--- start of Available data ---

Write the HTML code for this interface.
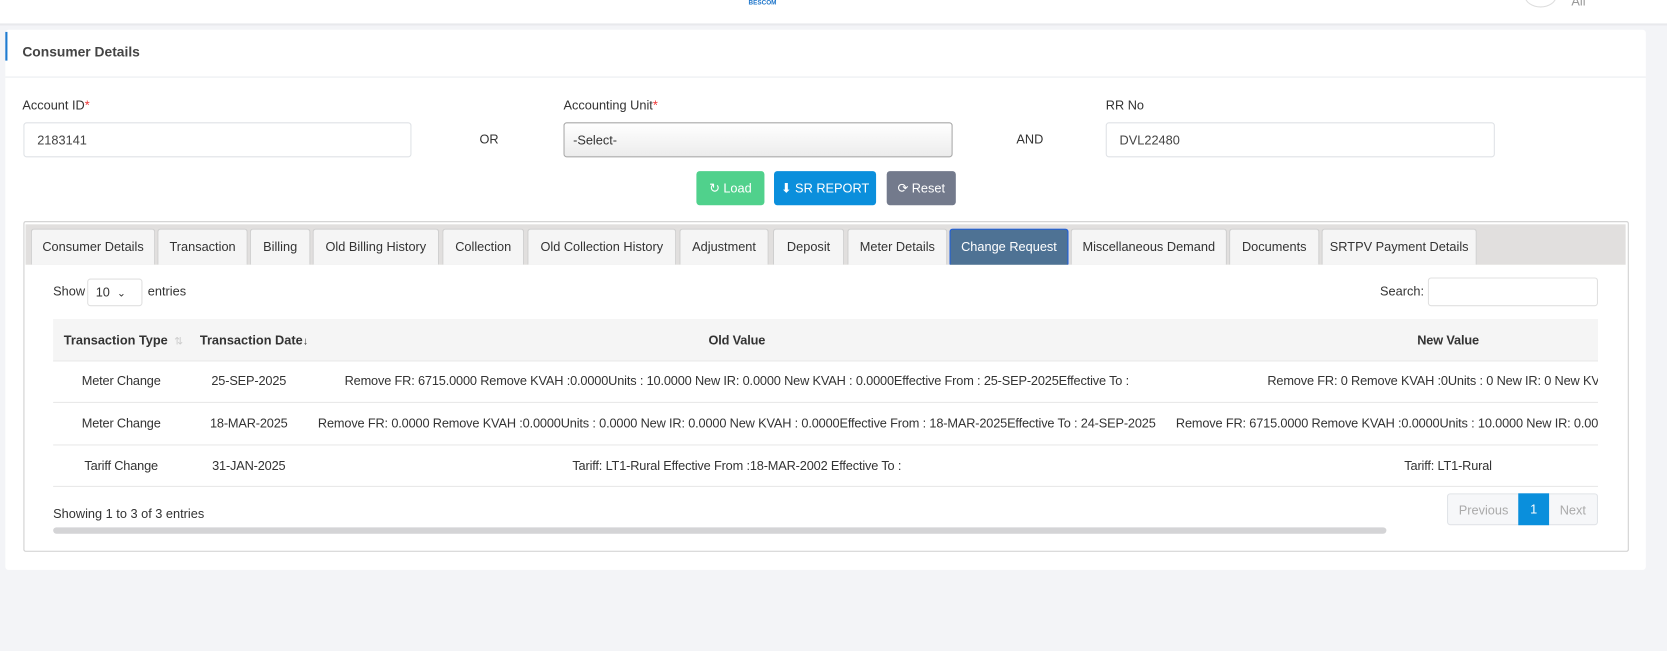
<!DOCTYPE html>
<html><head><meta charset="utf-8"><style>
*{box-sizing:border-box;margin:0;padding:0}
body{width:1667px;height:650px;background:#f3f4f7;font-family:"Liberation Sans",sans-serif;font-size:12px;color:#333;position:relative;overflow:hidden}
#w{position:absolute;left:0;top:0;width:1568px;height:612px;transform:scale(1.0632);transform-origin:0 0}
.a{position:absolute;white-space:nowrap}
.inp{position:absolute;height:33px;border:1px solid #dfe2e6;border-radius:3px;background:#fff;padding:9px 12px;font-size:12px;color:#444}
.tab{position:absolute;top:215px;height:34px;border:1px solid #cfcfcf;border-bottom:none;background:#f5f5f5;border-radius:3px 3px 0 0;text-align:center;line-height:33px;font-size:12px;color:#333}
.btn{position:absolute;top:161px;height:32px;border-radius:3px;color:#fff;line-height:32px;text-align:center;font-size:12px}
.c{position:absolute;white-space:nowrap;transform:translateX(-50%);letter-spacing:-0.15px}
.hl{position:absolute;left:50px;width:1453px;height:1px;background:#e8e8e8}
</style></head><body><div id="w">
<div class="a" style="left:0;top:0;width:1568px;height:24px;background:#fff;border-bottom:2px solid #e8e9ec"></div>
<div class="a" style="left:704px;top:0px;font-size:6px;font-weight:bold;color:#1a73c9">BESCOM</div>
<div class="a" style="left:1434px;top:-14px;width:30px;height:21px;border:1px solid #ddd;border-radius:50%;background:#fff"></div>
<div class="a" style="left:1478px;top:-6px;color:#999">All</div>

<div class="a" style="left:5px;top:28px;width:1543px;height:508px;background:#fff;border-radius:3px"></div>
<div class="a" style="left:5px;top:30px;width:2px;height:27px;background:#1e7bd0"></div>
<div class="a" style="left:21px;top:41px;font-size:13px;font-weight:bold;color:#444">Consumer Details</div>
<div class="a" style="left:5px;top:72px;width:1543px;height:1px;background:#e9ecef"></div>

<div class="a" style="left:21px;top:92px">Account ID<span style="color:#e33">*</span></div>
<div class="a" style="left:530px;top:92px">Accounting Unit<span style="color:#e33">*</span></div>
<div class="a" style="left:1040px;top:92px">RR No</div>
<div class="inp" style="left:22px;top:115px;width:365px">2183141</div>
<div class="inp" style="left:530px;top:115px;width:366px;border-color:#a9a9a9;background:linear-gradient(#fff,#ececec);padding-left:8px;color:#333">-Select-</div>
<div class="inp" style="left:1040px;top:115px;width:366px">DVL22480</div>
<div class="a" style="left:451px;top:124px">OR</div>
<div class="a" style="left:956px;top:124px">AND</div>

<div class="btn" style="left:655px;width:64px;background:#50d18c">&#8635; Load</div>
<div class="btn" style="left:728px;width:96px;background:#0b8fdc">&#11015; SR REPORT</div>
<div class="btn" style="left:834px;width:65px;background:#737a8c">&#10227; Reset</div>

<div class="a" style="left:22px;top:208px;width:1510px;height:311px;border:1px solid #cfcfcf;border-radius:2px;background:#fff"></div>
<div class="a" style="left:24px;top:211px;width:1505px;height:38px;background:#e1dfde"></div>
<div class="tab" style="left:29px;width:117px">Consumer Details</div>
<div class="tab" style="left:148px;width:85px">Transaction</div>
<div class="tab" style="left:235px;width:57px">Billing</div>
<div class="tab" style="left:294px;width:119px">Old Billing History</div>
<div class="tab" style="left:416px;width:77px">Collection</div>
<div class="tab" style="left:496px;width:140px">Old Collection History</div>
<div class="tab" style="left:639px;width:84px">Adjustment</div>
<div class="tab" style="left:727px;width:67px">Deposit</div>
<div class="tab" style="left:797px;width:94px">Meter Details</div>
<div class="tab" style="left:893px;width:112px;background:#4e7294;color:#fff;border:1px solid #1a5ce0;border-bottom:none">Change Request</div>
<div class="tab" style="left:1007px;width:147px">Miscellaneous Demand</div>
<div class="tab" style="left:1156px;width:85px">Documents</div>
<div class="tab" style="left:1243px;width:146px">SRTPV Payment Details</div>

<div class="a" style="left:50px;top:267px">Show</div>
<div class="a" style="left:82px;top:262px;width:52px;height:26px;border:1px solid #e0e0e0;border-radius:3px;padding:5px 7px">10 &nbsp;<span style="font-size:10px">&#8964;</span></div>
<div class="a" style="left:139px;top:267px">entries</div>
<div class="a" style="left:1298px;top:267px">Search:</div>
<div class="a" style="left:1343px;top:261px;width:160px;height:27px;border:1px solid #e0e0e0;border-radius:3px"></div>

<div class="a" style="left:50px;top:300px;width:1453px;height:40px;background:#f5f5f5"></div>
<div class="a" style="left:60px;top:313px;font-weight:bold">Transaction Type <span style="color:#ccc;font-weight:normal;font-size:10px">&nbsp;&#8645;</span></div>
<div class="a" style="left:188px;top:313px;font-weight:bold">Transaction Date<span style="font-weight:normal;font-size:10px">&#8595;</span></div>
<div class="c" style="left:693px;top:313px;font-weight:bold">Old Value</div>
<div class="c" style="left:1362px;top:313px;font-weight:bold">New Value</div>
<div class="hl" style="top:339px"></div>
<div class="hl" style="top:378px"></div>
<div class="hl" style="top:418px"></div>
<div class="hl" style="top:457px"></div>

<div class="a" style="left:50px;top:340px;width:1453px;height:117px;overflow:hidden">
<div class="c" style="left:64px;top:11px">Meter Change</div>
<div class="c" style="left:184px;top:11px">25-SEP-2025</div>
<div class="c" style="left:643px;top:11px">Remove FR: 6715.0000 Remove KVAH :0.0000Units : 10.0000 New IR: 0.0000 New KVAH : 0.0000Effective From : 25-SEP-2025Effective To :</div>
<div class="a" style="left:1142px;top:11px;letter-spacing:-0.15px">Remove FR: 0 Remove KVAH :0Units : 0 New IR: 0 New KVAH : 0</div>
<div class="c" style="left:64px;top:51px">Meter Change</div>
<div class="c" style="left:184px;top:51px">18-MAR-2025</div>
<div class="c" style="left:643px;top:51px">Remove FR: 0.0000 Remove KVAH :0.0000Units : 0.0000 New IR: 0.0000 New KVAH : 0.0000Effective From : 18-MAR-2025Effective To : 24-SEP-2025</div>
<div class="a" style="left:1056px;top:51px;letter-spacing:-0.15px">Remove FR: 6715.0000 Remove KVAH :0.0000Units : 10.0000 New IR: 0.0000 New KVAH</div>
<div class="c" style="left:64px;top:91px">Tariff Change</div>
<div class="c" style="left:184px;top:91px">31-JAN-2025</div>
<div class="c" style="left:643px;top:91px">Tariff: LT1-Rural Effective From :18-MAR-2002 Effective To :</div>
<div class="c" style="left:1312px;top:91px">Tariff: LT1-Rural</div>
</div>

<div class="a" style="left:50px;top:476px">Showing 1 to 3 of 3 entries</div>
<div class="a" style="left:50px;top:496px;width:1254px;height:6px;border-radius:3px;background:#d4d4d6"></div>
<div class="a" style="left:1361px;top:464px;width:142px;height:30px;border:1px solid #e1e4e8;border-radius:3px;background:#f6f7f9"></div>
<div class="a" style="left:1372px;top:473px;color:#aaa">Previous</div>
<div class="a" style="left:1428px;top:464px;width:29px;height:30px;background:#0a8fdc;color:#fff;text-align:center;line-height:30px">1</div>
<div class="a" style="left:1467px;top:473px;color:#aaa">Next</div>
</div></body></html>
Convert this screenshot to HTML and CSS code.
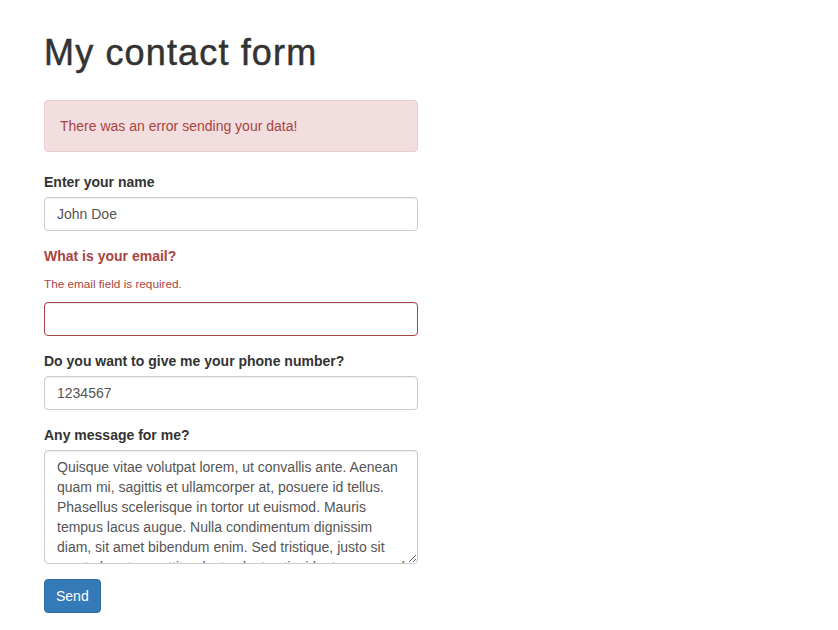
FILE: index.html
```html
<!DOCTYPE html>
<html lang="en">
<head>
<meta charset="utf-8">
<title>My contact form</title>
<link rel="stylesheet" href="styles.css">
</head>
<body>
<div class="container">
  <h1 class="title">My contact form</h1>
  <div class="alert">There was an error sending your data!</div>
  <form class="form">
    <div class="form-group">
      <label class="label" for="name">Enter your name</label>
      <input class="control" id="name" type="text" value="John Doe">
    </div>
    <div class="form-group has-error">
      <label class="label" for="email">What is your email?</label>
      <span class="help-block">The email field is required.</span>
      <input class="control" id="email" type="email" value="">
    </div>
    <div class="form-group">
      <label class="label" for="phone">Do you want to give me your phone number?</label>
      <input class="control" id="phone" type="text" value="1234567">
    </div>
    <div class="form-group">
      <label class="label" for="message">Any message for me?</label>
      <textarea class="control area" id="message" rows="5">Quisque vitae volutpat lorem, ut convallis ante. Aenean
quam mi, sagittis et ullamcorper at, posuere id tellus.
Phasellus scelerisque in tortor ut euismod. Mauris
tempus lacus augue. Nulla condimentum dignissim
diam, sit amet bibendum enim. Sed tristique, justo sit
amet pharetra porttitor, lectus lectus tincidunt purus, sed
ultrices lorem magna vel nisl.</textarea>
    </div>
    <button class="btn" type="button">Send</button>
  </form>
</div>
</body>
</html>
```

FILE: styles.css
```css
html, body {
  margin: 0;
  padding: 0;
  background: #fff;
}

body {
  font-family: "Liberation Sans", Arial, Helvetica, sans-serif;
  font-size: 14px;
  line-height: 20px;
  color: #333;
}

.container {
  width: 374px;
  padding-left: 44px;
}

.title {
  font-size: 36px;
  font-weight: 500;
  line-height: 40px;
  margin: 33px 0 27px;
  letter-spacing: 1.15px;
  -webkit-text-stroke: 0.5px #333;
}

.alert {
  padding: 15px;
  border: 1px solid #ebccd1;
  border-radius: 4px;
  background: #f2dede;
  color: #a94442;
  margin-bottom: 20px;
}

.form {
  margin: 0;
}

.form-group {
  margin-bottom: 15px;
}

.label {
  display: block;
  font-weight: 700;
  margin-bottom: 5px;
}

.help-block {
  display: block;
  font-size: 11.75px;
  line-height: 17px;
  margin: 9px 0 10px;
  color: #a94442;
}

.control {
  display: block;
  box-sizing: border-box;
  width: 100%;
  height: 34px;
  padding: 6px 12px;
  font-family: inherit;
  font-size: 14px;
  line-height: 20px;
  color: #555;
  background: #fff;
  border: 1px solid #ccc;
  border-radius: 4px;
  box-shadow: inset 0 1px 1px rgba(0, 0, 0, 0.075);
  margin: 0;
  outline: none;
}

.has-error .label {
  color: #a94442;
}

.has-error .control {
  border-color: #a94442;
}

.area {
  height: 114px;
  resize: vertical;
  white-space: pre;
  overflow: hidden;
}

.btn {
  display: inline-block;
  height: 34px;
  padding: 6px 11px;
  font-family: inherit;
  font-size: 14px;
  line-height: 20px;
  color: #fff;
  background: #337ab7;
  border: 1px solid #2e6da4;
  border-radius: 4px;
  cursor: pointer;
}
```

--- end of Available data ---

▶ [Stated task]
Look for lines containing the string "code" and copy them all.

▶ [Solution to this problem]
Write the HTML code for this interface.
Convert this screenshot to HTML and CSS code.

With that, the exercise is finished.